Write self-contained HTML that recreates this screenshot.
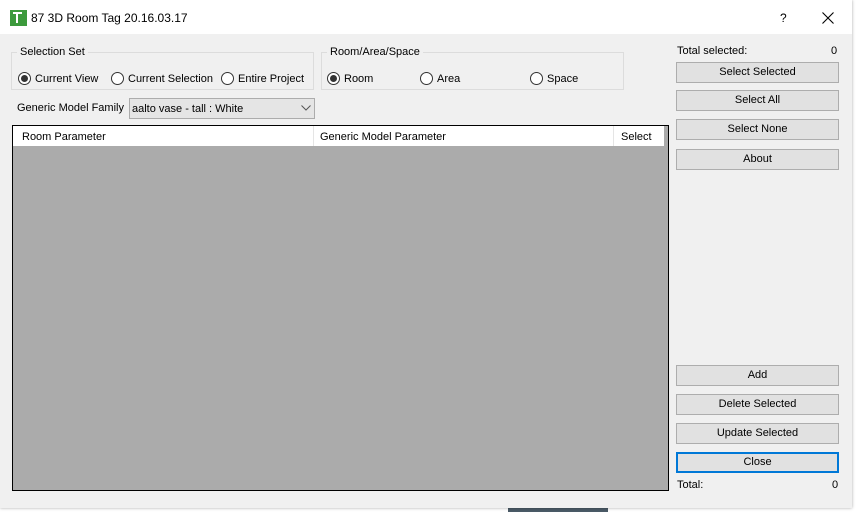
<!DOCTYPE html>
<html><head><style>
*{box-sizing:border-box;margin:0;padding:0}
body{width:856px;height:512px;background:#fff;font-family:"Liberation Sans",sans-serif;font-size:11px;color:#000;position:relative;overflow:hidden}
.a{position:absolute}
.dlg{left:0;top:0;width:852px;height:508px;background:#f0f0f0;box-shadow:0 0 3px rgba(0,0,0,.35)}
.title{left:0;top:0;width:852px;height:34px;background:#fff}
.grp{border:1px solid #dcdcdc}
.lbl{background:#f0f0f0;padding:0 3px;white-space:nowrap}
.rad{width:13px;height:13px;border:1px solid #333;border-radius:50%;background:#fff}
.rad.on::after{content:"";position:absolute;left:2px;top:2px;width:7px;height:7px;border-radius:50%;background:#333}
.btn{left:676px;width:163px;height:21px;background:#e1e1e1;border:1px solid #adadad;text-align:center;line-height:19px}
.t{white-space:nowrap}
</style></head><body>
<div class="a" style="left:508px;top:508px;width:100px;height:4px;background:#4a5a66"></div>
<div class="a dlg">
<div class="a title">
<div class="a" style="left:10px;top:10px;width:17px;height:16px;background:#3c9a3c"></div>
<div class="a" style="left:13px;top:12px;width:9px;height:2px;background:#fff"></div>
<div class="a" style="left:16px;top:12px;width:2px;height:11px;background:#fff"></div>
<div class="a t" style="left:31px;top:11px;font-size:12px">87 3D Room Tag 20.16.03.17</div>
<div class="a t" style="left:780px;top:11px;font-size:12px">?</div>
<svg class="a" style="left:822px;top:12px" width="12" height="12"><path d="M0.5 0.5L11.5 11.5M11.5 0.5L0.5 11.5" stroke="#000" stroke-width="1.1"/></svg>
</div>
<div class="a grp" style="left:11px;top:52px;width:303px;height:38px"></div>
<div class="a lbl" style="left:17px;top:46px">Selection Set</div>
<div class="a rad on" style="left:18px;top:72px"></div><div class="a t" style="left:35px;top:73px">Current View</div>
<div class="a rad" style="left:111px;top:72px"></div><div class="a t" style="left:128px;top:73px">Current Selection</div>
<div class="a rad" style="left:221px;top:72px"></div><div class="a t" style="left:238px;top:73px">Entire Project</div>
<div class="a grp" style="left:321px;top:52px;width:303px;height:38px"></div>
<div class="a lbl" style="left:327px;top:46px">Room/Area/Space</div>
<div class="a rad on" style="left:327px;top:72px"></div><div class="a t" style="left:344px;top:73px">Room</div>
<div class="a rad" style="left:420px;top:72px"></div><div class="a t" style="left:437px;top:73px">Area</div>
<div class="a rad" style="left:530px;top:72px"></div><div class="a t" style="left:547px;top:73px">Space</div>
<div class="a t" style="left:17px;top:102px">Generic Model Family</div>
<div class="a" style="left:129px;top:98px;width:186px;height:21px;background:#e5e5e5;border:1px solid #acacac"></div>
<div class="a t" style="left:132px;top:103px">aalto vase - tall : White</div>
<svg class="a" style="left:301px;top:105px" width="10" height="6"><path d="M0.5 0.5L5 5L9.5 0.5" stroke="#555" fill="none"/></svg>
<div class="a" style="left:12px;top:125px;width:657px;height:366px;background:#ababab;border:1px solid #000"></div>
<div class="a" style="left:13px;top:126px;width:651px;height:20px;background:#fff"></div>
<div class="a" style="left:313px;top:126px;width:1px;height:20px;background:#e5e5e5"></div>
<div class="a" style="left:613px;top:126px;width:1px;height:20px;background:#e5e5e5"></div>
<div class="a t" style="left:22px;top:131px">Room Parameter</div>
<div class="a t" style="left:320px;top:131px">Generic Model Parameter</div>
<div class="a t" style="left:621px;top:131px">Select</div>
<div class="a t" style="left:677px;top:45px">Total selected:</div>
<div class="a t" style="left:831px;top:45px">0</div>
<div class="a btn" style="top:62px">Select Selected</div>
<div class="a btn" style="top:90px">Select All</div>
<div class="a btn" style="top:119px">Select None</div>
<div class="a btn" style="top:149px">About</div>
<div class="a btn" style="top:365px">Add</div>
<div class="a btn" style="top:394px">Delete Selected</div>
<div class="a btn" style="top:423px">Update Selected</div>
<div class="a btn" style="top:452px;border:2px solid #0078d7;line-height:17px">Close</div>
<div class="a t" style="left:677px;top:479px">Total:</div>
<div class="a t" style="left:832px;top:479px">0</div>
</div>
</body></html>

..............................

Restate the data above word for word. Skip every picture.

Write self-contained HTML that recreates this screenshot.
<!DOCTYPE html>
<html><head><style>
*{box-sizing:border-box;margin:0;padding:0}
body{width:856px;height:512px;background:#fff;font-family:"Liberation Sans",sans-serif;font-size:11px;color:#000;position:relative;overflow:hidden}
.a{position:absolute}
.dlg{left:0;top:0;width:852px;height:508px;background:#f0f0f0;box-shadow:0 0 3px rgba(0,0,0,.35)}
.title{left:0;top:0;width:852px;height:34px;background:#fff}
.grp{border:1px solid #dcdcdc}
.lbl{background:#f0f0f0;padding:0 3px;white-space:nowrap}
.rad{width:13px;height:13px;border:1px solid #333;border-radius:50%;background:#fff}
.rad.on::after{content:"";position:absolute;left:2px;top:2px;width:7px;height:7px;border-radius:50%;background:#333}
.btn{left:676px;width:163px;height:21px;background:#e1e1e1;border:1px solid #adadad;text-align:center;line-height:19px}
.t{white-space:nowrap}
</style></head><body>
<div class="a" style="left:508px;top:508px;width:100px;height:4px;background:#4a5a66"></div>
<div class="a dlg">
<div class="a title">
<div class="a" style="left:10px;top:10px;width:17px;height:16px;background:#3c9a3c"></div>
<div class="a" style="left:13px;top:12px;width:9px;height:2px;background:#fff"></div>
<div class="a" style="left:16px;top:12px;width:2px;height:11px;background:#fff"></div>
<div class="a t" style="left:31px;top:11px;font-size:12px">87 3D Room Tag 20.16.03.17</div>
<div class="a t" style="left:780px;top:11px;font-size:12px">?</div>
<svg class="a" style="left:822px;top:12px" width="12" height="12"><path d="M0.5 0.5L11.5 11.5M11.5 0.5L0.5 11.5" stroke="#000" stroke-width="1.1"/></svg>
</div>
<div class="a grp" style="left:11px;top:52px;width:303px;height:38px"></div>
<div class="a lbl" style="left:17px;top:46px">Selection Set</div>
<div class="a rad on" style="left:18px;top:72px"></div><div class="a t" style="left:35px;top:73px">Current View</div>
<div class="a rad" style="left:111px;top:72px"></div><div class="a t" style="left:128px;top:73px">Current Selection</div>
<div class="a rad" style="left:221px;top:72px"></div><div class="a t" style="left:238px;top:73px">Entire Project</div>
<div class="a grp" style="left:321px;top:52px;width:303px;height:38px"></div>
<div class="a lbl" style="left:327px;top:46px">Room/Area/Space</div>
<div class="a rad on" style="left:327px;top:72px"></div><div class="a t" style="left:344px;top:73px">Room</div>
<div class="a rad" style="left:420px;top:72px"></div><div class="a t" style="left:437px;top:73px">Area</div>
<div class="a rad" style="left:530px;top:72px"></div><div class="a t" style="left:547px;top:73px">Space</div>
<div class="a t" style="left:17px;top:102px">Generic Model Family</div>
<div class="a" style="left:129px;top:98px;width:186px;height:21px;background:#e5e5e5;border:1px solid #acacac"></div>
<div class="a t" style="left:132px;top:103px">aalto vase - tall : White</div>
<svg class="a" style="left:301px;top:105px" width="10" height="6"><path d="M0.5 0.5L5 5L9.5 0.5" stroke="#555" fill="none"/></svg>
<div class="a" style="left:12px;top:125px;width:657px;height:366px;background:#ababab;border:1px solid #000"></div>
<div class="a" style="left:13px;top:126px;width:651px;height:20px;background:#fff"></div>
<div class="a" style="left:313px;top:126px;width:1px;height:20px;background:#e5e5e5"></div>
<div class="a" style="left:613px;top:126px;width:1px;height:20px;background:#e5e5e5"></div>
<div class="a t" style="left:22px;top:131px">Room Parameter</div>
<div class="a t" style="left:320px;top:131px">Generic Model Parameter</div>
<div class="a t" style="left:621px;top:131px">Select</div>
<div class="a t" style="left:677px;top:45px">Total selected:</div>
<div class="a t" style="left:831px;top:45px">0</div>
<div class="a btn" style="top:62px">Select Selected</div>
<div class="a btn" style="top:90px">Select All</div>
<div class="a btn" style="top:119px">Select None</div>
<div class="a btn" style="top:149px">About</div>
<div class="a btn" style="top:365px">Add</div>
<div class="a btn" style="top:394px">Delete Selected</div>
<div class="a btn" style="top:423px">Update Selected</div>
<div class="a btn" style="top:452px;border:2px solid #0078d7;line-height:17px">Close</div>
<div class="a t" style="left:677px;top:479px">Total:</div>
<div class="a t" style="left:832px;top:479px">0</div>
</div>
</body></html>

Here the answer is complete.